[Start STORED ROWS]
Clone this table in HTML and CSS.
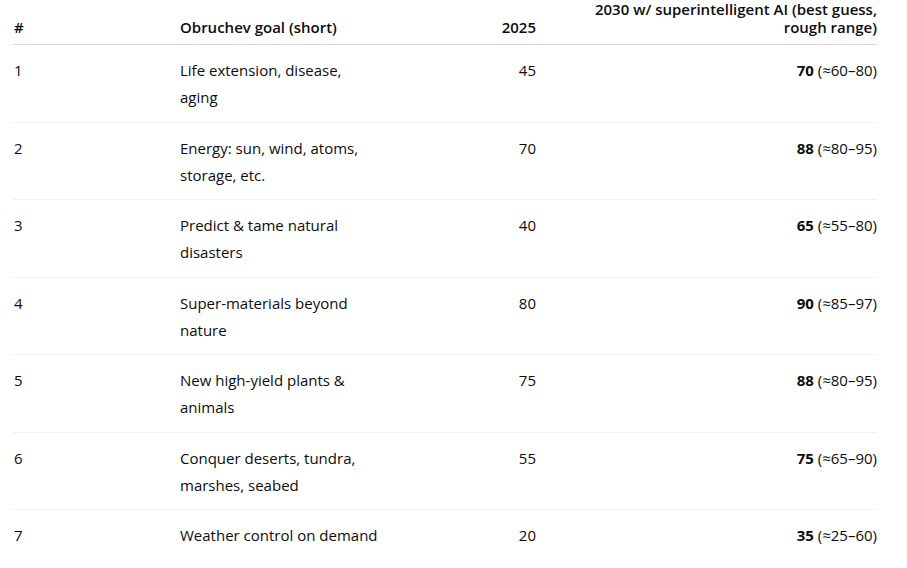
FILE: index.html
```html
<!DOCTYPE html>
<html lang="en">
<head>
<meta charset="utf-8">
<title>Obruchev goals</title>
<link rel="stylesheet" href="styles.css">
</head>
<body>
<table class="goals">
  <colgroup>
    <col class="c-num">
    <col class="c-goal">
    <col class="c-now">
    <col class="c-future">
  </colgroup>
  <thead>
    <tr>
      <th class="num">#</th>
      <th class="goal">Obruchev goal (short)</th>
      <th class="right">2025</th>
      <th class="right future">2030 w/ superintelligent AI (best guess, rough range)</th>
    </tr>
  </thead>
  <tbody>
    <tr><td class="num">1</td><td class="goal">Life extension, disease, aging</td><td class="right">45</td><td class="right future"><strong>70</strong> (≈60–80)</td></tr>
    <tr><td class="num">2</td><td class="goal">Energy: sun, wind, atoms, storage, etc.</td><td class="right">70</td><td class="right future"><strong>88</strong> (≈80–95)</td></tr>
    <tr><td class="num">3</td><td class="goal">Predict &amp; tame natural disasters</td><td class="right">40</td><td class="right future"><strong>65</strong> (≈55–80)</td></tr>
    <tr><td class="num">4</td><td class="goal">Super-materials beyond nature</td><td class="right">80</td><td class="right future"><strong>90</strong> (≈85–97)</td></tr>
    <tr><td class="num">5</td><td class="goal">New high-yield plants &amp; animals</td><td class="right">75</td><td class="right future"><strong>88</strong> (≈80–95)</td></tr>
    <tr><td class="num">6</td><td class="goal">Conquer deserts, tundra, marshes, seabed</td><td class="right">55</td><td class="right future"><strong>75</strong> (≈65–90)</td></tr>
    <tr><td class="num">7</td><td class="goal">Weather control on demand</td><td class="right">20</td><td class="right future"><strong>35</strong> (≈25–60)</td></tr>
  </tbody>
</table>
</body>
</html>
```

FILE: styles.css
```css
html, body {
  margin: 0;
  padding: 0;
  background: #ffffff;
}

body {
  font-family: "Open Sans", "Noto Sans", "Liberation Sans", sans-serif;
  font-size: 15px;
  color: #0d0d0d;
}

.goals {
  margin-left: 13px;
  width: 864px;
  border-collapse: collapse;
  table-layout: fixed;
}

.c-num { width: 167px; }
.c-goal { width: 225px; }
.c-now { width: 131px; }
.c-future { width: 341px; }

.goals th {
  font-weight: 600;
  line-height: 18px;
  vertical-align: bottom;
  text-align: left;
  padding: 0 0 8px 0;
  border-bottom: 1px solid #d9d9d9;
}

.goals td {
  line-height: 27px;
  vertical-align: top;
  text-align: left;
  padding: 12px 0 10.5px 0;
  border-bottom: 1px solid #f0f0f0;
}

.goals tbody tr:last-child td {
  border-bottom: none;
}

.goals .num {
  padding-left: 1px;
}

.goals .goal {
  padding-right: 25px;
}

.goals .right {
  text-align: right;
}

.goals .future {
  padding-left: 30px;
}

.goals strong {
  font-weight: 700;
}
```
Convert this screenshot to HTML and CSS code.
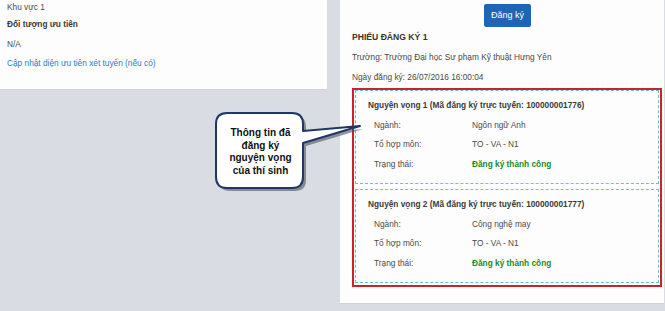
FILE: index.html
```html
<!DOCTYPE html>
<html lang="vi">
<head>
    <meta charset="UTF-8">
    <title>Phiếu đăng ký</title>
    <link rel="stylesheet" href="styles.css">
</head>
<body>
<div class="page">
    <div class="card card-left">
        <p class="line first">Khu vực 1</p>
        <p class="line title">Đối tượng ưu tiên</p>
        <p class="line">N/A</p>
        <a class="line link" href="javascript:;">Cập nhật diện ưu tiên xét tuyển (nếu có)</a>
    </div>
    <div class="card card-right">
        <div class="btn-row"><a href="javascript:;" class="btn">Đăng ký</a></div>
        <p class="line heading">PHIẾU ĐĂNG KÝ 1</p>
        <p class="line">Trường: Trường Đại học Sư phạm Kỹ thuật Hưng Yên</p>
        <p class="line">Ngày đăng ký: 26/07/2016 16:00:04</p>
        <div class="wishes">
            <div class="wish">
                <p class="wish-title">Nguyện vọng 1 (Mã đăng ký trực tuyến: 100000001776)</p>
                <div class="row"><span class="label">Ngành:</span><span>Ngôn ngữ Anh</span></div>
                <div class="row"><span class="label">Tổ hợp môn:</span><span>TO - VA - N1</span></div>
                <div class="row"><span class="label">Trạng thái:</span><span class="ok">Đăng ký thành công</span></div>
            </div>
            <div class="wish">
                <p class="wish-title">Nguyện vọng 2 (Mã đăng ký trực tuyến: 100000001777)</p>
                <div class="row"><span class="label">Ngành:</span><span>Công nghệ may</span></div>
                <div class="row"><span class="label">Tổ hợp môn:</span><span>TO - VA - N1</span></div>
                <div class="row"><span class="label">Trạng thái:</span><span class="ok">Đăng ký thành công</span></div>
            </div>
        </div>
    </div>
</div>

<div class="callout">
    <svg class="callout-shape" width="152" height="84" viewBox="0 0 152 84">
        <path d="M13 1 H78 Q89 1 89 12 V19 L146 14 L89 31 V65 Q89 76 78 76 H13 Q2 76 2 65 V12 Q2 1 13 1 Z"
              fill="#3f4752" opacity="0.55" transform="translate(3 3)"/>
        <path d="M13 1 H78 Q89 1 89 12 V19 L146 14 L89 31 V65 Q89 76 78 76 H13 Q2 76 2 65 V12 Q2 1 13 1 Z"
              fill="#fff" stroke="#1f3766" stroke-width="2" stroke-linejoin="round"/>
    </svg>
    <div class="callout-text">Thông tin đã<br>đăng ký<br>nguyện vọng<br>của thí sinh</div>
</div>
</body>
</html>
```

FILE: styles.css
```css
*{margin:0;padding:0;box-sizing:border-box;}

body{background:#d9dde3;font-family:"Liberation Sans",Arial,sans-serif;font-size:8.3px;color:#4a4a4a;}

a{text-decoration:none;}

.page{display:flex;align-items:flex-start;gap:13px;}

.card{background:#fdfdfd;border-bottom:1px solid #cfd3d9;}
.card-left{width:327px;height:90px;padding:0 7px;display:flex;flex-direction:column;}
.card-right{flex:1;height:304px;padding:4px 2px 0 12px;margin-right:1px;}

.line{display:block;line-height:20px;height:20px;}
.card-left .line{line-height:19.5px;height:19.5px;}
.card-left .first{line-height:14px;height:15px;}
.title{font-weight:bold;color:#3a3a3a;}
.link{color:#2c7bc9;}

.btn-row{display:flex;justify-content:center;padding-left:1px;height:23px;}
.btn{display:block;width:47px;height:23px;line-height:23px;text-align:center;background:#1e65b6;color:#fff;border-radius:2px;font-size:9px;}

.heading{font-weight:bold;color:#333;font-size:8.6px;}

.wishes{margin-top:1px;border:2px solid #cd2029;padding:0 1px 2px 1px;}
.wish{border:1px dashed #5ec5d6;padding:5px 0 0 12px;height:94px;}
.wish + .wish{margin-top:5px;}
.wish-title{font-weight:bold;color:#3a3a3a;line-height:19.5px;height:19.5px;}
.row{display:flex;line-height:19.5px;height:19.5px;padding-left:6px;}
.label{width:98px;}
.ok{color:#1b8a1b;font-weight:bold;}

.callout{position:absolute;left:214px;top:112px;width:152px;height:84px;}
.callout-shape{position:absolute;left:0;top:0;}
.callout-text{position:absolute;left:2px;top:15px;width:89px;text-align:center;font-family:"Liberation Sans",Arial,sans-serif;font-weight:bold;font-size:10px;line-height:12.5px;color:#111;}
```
[End STORED ROWS]
◆ TASK DESCRIPTION ◆
Transcribe all of the records above character for character. Exclude the pictures.

◆ REPLY ◆
Clone this table in HTML and CSS.
FILE: index.html
```html
<!DOCTYPE html>
<html lang="en">
<head>
<meta charset="utf-8">
<title>Obruchev goals</title>
<link rel="stylesheet" href="styles.css">
</head>
<body>
<table class="goals">
  <colgroup>
    <col class="c-num">
    <col class="c-goal">
    <col class="c-now">
    <col class="c-future">
  </colgroup>
  <thead>
    <tr>
      <th class="num">#</th>
      <th class="goal">Obruchev goal (short)</th>
      <th class="right">2025</th>
      <th class="right future">2030 w/ superintelligent AI (best guess, rough range)</th>
    </tr>
  </thead>
  <tbody>
    <tr><td class="num">1</td><td class="goal">Life extension, disease, aging</td><td class="right">45</td><td class="right future"><strong>70</strong> (≈60–80)</td></tr>
    <tr><td class="num">2</td><td class="goal">Energy: sun, wind, atoms, storage, etc.</td><td class="right">70</td><td class="right future"><strong>88</strong> (≈80–95)</td></tr>
    <tr><td class="num">3</td><td class="goal">Predict &amp; tame natural disasters</td><td class="right">40</td><td class="right future"><strong>65</strong> (≈55–80)</td></tr>
    <tr><td class="num">4</td><td class="goal">Super-materials beyond nature</td><td class="right">80</td><td class="right future"><strong>90</strong> (≈85–97)</td></tr>
    <tr><td class="num">5</td><td class="goal">New high-yield plants &amp; animals</td><td class="right">75</td><td class="right future"><strong>88</strong> (≈80–95)</td></tr>
    <tr><td class="num">6</td><td class="goal">Conquer deserts, tundra, marshes, seabed</td><td class="right">55</td><td class="right future"><strong>75</strong> (≈65–90)</td></tr>
    <tr><td class="num">7</td><td class="goal">Weather control on demand</td><td class="right">20</td><td class="right future"><strong>35</strong> (≈25–60)</td></tr>
  </tbody>
</table>
</body>
</html>
```

FILE: styles.css
```css
html, body {
  margin: 0;
  padding: 0;
  background: #ffffff;
}

body {
  font-family: "Open Sans", "Noto Sans", "Liberation Sans", sans-serif;
  font-size: 15px;
  color: #0d0d0d;
}

.goals {
  margin-left: 13px;
  width: 864px;
  border-collapse: collapse;
  table-layout: fixed;
}

.c-num { width: 167px; }
.c-goal { width: 225px; }
.c-now { width: 131px; }
.c-future { width: 341px; }

.goals th {
  font-weight: 600;
  line-height: 18px;
  vertical-align: bottom;
  text-align: left;
  padding: 0 0 8px 0;
  border-bottom: 1px solid #d9d9d9;
}

.goals td {
  line-height: 27px;
  vertical-align: top;
  text-align: left;
  padding: 12px 0 10.5px 0;
  border-bottom: 1px solid #f0f0f0;
}

.goals tbody tr:last-child td {
  border-bottom: none;
}

.goals .num {
  padding-left: 1px;
}

.goals .goal {
  padding-right: 25px;
}

.goals .right {
  text-align: right;
}

.goals .future {
  padding-left: 30px;
}

.goals strong {
  font-weight: 700;
}
```
Convert this screenshot to HTML and CSS code.
FILE: index.html
```html
<!DOCTYPE html>
<html lang="vi">
<head>
    <meta charset="UTF-8">
    <title>Phiếu đăng ký</title>
    <link rel="stylesheet" href="styles.css">
</head>
<body>
<div class="page">
    <div class="card card-left">
        <p class="line first">Khu vực 1</p>
        <p class="line title">Đối tượng ưu tiên</p>
        <p class="line">N/A</p>
        <a class="line link" href="javascript:;">Cập nhật diện ưu tiên xét tuyển (nếu có)</a>
    </div>
    <div class="card card-right">
        <div class="btn-row"><a href="javascript:;" class="btn">Đăng ký</a></div>
        <p class="line heading">PHIẾU ĐĂNG KÝ 1</p>
        <p class="line">Trường: Trường Đại học Sư phạm Kỹ thuật Hưng Yên</p>
        <p class="line">Ngày đăng ký: 26/07/2016 16:00:04</p>
        <div class="wishes">
            <div class="wish">
                <p class="wish-title">Nguyện vọng 1 (Mã đăng ký trực tuyến: 100000001776)</p>
                <div class="row"><span class="label">Ngành:</span><span>Ngôn ngữ Anh</span></div>
                <div class="row"><span class="label">Tổ hợp môn:</span><span>TO - VA - N1</span></div>
                <div class="row"><span class="label">Trạng thái:</span><span class="ok">Đăng ký thành công</span></div>
            </div>
            <div class="wish">
                <p class="wish-title">Nguyện vọng 2 (Mã đăng ký trực tuyến: 100000001777)</p>
                <div class="row"><span class="label">Ngành:</span><span>Công nghệ may</span></div>
                <div class="row"><span class="label">Tổ hợp môn:</span><span>TO - VA - N1</span></div>
                <div class="row"><span class="label">Trạng thái:</span><span class="ok">Đăng ký thành công</span></div>
            </div>
        </div>
    </div>
</div>

<div class="callout">
    <svg class="callout-shape" width="152" height="84" viewBox="0 0 152 84">
        <path d="M13 1 H78 Q89 1 89 12 V19 L146 14 L89 31 V65 Q89 76 78 76 H13 Q2 76 2 65 V12 Q2 1 13 1 Z"
              fill="#3f4752" opacity="0.55" transform="translate(3 3)"/>
        <path d="M13 1 H78 Q89 1 89 12 V19 L146 14 L89 31 V65 Q89 76 78 76 H13 Q2 76 2 65 V12 Q2 1 13 1 Z"
              fill="#fff" stroke="#1f3766" stroke-width="2" stroke-linejoin="round"/>
    </svg>
    <div class="callout-text">Thông tin đã<br>đăng ký<br>nguyện vọng<br>của thí sinh</div>
</div>
</body>
</html>
```

FILE: styles.css
```css
*{margin:0;padding:0;box-sizing:border-box;}

body{background:#d9dde3;font-family:"Liberation Sans",Arial,sans-serif;font-size:8.3px;color:#4a4a4a;}

a{text-decoration:none;}

.page{display:flex;align-items:flex-start;gap:13px;}

.card{background:#fdfdfd;border-bottom:1px solid #cfd3d9;}
.card-left{width:327px;height:90px;padding:0 7px;display:flex;flex-direction:column;}
.card-right{flex:1;height:304px;padding:4px 2px 0 12px;margin-right:1px;}

.line{display:block;line-height:20px;height:20px;}
.card-left .line{line-height:19.5px;height:19.5px;}
.card-left .first{line-height:14px;height:15px;}
.title{font-weight:bold;color:#3a3a3a;}
.link{color:#2c7bc9;}

.btn-row{display:flex;justify-content:center;padding-left:1px;height:23px;}
.btn{display:block;width:47px;height:23px;line-height:23px;text-align:center;background:#1e65b6;color:#fff;border-radius:2px;font-size:9px;}

.heading{font-weight:bold;color:#333;font-size:8.6px;}

.wishes{margin-top:1px;border:2px solid #cd2029;padding:0 1px 2px 1px;}
.wish{border:1px dashed #5ec5d6;padding:5px 0 0 12px;height:94px;}
.wish + .wish{margin-top:5px;}
.wish-title{font-weight:bold;color:#3a3a3a;line-height:19.5px;height:19.5px;}
.row{display:flex;line-height:19.5px;height:19.5px;padding-left:6px;}
.label{width:98px;}
.ok{color:#1b8a1b;font-weight:bold;}

.callout{position:absolute;left:214px;top:112px;width:152px;height:84px;}
.callout-shape{position:absolute;left:0;top:0;}
.callout-text{position:absolute;left:2px;top:15px;width:89px;text-align:center;font-family:"Liberation Sans",Arial,sans-serif;font-weight:bold;font-size:10px;line-height:12.5px;color:#111;}
```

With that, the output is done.